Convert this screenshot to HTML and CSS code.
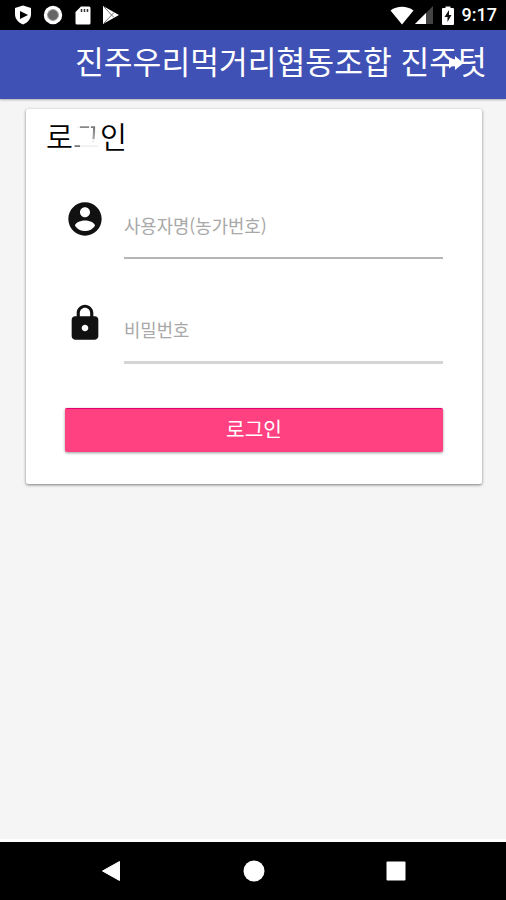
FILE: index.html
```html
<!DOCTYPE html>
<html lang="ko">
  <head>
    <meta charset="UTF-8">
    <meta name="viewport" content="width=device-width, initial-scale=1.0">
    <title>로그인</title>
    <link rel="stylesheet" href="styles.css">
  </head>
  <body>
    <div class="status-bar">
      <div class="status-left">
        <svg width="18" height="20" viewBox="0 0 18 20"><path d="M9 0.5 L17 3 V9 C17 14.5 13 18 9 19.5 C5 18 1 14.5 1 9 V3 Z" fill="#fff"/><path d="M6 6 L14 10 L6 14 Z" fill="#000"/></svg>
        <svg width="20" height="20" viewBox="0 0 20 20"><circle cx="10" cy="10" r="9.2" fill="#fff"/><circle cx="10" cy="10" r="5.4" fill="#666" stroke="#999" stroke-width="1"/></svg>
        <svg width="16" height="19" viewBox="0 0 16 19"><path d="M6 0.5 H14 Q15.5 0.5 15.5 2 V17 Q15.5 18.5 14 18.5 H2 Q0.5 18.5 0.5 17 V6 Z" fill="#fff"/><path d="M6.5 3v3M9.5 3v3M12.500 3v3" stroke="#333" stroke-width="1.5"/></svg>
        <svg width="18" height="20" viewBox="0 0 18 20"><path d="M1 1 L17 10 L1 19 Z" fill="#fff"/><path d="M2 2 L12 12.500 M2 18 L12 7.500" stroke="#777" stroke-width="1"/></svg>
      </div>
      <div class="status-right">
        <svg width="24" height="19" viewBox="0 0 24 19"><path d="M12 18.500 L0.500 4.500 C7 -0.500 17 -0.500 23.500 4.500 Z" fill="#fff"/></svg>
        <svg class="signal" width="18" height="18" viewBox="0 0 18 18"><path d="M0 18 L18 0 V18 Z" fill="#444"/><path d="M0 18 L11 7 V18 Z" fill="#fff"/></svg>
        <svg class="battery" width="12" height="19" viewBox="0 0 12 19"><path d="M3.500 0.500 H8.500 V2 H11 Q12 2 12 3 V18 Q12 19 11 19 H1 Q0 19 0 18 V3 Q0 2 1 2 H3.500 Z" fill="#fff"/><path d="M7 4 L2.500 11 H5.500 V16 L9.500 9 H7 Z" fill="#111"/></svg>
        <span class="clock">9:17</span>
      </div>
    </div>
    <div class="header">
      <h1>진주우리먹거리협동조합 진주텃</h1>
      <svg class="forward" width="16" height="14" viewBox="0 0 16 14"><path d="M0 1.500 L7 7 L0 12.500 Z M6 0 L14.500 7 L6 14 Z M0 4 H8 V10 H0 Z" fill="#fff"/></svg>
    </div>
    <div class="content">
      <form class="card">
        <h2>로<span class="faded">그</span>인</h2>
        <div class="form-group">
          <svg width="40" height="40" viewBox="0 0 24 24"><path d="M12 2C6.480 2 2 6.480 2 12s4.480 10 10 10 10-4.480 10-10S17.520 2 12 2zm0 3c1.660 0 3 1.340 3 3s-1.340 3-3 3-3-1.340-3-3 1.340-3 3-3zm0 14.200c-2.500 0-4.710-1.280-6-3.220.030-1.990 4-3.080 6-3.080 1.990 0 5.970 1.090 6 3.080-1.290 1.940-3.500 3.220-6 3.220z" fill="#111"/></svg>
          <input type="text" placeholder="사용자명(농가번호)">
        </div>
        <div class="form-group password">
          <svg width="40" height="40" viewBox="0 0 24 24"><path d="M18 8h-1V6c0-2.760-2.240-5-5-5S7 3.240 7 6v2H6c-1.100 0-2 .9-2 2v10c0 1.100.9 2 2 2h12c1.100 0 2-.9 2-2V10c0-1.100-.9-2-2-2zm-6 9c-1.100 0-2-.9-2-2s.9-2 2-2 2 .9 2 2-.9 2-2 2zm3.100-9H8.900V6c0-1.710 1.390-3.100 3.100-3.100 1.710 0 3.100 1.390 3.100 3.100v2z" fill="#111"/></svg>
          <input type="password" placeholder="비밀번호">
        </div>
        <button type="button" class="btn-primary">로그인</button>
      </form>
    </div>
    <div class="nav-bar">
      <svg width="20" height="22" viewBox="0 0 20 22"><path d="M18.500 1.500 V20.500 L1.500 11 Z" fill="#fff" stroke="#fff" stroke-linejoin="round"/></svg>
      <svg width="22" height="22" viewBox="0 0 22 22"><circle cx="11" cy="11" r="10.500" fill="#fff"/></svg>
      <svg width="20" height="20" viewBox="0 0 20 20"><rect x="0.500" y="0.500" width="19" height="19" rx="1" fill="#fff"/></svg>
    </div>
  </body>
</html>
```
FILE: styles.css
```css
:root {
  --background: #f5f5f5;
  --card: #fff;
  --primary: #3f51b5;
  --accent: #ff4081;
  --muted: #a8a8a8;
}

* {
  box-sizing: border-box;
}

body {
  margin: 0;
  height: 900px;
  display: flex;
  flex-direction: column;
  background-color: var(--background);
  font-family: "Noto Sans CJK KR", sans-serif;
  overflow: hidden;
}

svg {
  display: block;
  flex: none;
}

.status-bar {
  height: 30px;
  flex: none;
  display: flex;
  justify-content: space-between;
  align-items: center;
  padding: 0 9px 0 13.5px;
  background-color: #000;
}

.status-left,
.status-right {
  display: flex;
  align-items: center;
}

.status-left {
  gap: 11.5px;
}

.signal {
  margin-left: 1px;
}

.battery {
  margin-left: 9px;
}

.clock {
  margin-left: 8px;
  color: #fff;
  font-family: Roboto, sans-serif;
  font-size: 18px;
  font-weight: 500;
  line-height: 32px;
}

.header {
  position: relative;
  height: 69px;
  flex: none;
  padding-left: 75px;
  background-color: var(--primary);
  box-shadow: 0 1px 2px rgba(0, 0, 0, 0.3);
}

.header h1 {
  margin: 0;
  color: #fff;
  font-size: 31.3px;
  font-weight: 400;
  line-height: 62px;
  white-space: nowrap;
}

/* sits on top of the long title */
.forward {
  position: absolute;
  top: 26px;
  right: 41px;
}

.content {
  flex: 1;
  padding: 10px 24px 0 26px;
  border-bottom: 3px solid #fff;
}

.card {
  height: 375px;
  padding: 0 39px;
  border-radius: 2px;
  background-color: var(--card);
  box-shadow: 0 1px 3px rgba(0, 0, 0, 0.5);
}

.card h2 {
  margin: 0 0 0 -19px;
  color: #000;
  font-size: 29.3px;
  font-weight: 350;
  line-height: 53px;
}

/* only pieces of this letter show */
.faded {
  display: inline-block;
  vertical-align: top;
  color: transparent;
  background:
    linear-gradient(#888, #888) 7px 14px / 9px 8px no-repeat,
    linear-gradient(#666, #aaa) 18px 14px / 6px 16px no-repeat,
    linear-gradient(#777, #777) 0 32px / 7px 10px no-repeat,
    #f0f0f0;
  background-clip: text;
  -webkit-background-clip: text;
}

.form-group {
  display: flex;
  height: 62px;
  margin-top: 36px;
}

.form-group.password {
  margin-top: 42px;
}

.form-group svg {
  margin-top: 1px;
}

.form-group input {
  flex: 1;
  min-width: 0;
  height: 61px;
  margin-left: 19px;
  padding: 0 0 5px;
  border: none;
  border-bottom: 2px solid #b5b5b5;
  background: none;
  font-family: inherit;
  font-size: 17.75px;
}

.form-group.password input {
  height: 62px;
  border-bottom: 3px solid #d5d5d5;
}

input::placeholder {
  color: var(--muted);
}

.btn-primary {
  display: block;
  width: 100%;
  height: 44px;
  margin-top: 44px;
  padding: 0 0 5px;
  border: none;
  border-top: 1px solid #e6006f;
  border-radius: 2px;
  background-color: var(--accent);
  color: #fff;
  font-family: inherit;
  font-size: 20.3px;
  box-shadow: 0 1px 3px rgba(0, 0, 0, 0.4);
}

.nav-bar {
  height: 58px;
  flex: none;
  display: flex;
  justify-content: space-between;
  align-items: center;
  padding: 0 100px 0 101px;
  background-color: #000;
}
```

::::::

** What you should do **
Copy every line of the listing containing the string "this".

** Written answer **
Convert this screenshot to HTML and CSS code.
/* only pieces of this letter show */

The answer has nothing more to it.